====== RECORDS SHOWN ======

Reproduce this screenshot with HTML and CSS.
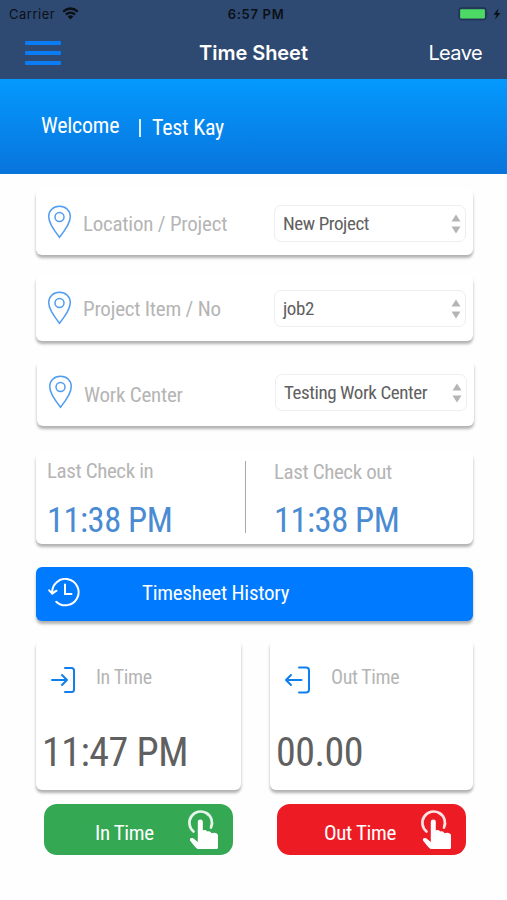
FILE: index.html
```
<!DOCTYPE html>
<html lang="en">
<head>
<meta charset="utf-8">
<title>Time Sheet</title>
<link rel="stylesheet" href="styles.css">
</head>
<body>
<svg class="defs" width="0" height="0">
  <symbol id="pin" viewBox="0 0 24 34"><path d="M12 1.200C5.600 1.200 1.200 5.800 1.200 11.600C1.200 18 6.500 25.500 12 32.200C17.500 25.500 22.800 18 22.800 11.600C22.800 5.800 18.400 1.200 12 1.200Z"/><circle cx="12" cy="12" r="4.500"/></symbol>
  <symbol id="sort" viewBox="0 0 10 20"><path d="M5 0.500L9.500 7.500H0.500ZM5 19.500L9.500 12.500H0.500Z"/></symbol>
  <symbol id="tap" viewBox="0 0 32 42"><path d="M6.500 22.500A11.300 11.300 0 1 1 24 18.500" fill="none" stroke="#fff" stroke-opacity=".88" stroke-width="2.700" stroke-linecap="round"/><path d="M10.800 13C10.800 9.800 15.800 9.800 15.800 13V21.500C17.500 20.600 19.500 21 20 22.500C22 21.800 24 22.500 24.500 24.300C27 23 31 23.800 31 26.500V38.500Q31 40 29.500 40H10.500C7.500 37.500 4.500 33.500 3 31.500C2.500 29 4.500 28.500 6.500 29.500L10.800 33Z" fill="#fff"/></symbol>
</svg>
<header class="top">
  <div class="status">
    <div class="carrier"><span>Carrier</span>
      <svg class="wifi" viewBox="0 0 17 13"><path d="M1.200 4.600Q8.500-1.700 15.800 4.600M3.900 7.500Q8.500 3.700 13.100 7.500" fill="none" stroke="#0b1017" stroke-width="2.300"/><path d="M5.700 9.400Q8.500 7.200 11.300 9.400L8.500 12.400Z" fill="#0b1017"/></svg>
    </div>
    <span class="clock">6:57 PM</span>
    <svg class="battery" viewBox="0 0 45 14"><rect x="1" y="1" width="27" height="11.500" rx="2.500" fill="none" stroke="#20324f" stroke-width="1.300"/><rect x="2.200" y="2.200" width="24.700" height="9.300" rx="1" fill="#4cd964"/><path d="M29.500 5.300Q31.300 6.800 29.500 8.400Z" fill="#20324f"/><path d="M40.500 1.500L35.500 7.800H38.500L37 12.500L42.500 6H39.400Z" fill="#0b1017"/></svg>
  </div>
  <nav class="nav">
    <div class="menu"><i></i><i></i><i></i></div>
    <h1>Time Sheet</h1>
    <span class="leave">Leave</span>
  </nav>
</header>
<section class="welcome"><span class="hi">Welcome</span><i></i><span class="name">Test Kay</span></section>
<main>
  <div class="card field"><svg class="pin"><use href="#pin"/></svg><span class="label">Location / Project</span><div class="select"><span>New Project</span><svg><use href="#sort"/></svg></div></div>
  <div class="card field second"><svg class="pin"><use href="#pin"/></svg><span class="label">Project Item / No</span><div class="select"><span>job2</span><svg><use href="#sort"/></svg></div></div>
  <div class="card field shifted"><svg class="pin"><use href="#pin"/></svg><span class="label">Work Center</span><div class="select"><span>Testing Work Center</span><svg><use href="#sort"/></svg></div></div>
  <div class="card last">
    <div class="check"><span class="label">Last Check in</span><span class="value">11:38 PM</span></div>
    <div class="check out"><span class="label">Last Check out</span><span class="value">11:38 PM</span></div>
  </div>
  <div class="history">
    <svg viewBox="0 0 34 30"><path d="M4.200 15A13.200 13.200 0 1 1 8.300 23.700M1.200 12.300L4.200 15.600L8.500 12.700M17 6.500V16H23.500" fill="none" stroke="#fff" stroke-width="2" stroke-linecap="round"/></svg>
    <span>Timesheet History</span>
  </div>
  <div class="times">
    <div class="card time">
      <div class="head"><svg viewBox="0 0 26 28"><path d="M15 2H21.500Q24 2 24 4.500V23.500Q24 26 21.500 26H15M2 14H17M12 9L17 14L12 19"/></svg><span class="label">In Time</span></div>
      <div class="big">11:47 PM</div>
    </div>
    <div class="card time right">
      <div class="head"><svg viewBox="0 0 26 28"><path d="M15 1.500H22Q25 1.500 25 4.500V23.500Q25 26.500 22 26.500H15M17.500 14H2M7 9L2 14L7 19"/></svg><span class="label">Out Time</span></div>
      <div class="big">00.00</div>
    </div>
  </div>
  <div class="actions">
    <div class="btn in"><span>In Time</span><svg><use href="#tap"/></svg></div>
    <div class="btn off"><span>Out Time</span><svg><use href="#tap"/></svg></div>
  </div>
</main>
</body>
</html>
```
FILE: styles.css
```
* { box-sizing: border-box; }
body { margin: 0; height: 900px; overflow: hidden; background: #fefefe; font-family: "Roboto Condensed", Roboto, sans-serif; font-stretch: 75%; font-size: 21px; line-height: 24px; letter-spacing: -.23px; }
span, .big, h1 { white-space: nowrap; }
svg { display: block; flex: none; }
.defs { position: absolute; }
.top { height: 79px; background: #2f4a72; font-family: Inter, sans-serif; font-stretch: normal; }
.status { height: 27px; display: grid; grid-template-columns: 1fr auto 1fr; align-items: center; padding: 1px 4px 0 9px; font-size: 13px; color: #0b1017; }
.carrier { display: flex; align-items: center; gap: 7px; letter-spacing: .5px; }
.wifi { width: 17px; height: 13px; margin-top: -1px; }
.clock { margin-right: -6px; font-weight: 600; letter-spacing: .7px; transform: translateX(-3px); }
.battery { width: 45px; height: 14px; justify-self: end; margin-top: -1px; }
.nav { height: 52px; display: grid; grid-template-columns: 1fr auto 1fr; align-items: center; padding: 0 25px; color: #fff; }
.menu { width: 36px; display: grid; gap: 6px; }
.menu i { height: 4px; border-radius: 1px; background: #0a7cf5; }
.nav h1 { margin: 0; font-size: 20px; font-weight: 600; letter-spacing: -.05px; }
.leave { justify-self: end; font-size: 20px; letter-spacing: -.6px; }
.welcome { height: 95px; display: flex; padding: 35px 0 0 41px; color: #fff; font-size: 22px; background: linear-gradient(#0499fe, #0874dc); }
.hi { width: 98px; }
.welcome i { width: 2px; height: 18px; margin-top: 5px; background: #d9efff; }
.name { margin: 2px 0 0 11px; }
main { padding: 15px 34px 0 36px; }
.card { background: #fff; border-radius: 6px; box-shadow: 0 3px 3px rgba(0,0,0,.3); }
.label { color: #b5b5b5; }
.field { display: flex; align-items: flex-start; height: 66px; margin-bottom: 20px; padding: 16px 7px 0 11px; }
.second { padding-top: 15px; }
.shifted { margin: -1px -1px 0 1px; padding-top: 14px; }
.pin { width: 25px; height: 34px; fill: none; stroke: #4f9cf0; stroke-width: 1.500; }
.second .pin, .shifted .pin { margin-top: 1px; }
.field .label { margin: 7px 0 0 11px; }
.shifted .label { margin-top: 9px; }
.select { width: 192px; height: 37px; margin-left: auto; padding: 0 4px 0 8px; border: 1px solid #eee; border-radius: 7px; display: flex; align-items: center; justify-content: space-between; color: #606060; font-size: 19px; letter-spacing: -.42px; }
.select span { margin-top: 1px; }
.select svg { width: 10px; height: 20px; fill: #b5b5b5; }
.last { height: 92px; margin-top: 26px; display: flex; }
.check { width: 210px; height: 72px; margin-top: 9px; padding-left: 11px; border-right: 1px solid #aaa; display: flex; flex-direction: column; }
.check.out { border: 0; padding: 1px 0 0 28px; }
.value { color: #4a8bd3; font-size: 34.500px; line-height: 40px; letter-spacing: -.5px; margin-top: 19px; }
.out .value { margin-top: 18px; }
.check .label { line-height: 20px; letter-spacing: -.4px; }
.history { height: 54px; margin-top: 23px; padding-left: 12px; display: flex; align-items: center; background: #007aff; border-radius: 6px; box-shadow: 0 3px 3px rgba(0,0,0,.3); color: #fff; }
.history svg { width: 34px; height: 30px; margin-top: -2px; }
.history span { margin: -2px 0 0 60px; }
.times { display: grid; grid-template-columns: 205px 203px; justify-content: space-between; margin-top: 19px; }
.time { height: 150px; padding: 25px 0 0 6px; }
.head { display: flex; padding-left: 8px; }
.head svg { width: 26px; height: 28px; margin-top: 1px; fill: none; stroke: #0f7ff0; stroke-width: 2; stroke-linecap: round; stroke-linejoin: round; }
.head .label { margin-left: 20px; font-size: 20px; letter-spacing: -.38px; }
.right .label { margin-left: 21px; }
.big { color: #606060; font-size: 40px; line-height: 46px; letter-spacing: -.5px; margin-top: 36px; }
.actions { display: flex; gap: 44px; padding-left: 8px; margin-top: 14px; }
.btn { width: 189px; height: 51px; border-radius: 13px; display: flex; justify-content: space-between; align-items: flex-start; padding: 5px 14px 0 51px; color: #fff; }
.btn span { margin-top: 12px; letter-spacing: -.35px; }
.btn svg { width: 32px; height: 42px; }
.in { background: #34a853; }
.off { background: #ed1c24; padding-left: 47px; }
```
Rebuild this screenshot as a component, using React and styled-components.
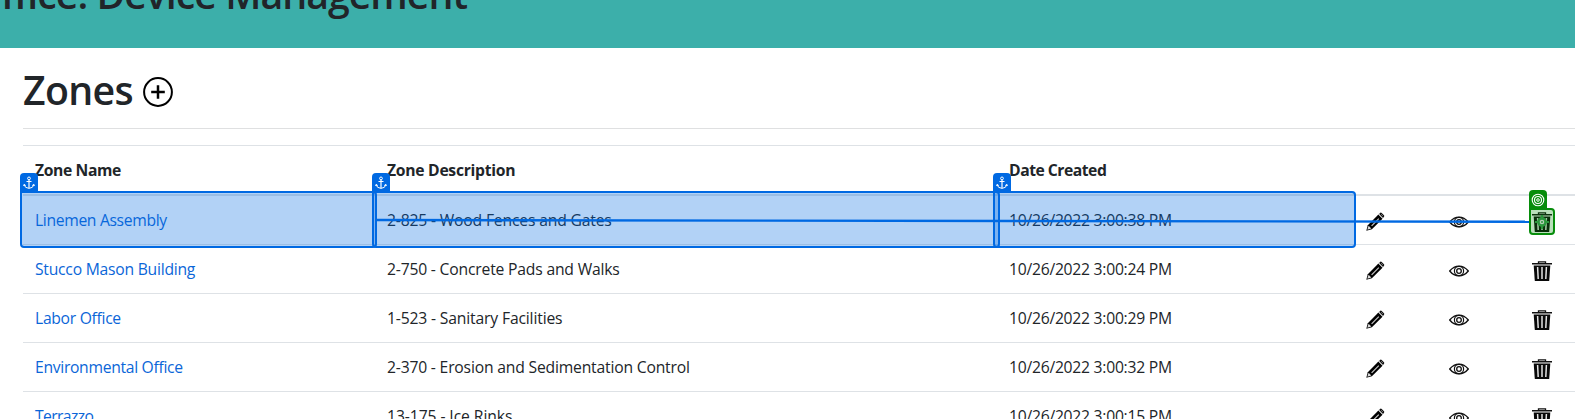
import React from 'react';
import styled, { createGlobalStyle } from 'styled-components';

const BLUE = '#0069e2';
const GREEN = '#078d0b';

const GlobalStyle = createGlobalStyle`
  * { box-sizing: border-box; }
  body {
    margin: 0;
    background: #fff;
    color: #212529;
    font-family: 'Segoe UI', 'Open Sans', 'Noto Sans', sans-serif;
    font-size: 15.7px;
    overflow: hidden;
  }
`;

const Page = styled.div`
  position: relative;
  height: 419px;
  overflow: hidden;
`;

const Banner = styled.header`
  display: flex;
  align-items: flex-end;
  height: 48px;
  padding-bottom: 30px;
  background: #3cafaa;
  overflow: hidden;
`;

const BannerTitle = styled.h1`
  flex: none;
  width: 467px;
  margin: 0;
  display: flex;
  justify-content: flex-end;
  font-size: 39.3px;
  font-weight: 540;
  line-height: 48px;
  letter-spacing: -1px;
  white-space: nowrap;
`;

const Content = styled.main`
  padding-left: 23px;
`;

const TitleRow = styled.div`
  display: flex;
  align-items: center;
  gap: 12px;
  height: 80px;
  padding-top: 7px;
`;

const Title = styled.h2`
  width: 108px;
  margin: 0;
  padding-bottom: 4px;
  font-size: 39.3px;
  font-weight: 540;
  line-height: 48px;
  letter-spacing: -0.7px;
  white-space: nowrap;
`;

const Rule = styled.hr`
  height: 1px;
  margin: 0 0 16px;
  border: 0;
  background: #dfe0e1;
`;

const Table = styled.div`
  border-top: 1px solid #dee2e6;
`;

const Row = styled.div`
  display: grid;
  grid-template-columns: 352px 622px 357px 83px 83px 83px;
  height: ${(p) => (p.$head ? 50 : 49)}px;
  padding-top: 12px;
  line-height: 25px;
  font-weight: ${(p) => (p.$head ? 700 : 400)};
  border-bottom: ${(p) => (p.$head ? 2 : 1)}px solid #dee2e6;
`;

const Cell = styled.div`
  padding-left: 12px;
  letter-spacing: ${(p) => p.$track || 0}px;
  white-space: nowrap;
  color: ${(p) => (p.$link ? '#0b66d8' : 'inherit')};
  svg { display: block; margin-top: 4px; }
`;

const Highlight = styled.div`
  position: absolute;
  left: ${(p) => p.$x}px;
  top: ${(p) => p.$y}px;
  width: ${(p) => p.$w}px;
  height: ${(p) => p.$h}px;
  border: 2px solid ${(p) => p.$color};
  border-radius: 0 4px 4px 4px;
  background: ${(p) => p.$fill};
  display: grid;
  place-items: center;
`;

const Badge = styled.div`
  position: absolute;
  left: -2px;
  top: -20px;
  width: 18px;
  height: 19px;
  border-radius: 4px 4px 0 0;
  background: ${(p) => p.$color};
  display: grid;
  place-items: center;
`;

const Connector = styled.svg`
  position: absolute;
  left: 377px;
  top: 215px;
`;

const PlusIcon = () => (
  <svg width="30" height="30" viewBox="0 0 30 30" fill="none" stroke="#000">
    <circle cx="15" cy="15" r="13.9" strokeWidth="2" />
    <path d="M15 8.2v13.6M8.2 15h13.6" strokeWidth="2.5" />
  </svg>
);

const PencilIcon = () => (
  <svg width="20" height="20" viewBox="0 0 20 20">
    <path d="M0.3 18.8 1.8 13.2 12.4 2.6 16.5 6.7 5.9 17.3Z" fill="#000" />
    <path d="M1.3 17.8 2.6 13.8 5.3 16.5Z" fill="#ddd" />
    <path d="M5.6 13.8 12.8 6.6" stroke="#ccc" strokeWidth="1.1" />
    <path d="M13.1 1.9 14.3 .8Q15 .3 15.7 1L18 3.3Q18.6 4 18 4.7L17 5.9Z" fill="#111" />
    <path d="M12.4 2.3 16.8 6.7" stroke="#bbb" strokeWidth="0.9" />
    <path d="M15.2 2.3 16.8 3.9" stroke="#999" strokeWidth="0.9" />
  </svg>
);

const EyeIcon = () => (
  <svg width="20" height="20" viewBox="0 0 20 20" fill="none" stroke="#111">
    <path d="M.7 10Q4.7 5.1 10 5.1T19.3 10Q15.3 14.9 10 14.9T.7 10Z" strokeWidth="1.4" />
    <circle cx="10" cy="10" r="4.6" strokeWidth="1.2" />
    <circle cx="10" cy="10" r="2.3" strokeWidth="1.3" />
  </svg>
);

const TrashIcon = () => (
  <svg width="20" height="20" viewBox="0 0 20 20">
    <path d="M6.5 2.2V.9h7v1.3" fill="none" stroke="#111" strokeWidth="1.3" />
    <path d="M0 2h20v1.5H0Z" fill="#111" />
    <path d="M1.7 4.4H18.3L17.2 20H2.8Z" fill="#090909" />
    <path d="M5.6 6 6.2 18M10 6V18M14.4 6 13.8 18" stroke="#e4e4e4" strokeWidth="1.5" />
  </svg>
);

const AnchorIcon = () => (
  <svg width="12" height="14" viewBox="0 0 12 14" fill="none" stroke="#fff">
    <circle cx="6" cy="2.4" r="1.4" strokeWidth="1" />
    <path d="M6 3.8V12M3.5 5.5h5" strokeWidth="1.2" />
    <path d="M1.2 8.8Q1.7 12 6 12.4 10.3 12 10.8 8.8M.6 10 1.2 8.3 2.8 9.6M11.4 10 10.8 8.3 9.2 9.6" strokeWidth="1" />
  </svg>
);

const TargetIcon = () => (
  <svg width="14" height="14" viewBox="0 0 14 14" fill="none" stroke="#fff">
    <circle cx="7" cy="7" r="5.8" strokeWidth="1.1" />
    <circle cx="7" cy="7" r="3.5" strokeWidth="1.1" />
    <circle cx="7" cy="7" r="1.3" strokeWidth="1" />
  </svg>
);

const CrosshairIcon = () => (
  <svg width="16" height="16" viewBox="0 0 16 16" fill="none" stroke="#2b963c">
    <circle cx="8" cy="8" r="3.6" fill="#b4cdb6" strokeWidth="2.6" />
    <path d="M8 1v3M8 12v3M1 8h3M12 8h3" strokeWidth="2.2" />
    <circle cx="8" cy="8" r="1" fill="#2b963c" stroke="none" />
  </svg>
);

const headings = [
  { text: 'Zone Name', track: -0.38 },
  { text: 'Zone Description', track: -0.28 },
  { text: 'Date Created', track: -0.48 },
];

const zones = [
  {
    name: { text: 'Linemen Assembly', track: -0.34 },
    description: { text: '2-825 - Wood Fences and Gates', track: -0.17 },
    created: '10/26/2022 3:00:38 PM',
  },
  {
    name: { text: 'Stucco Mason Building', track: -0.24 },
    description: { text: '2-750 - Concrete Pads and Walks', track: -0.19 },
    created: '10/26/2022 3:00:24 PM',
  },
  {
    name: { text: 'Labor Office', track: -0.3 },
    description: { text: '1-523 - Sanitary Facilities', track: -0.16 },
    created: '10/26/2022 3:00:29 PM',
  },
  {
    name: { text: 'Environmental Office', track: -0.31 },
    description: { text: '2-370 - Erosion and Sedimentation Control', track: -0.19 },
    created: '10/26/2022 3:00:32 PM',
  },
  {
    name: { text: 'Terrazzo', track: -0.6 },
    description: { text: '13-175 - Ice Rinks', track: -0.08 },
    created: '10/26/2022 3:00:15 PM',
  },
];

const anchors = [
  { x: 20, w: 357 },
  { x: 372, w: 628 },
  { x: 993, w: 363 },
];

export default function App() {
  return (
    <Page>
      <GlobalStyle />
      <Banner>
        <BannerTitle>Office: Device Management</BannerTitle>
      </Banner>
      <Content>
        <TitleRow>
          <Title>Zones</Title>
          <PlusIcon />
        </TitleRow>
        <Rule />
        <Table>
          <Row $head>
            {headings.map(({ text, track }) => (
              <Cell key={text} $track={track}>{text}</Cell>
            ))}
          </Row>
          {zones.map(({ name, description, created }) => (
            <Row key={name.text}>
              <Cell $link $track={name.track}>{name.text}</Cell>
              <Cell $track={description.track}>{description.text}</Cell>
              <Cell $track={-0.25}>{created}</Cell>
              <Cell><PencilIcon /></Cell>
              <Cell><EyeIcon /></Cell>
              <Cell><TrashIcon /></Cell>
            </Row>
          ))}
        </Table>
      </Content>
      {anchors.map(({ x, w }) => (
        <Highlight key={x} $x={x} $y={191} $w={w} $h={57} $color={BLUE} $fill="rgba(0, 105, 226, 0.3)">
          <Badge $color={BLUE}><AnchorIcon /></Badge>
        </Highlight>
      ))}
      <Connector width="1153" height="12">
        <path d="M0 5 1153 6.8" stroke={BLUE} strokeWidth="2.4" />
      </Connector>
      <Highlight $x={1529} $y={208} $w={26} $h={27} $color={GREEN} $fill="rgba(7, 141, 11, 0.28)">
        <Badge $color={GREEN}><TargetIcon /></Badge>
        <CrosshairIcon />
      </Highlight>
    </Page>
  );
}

======

WHAT IS NEEDED :: Search the entries for the string "components" and collect each line that has it.

RESPONSE FOR THIS EXERCISE ::
Rebuild this screenshot as a component, using React and styled-components.
import styled, { createGlobalStyle } from 'styled-components';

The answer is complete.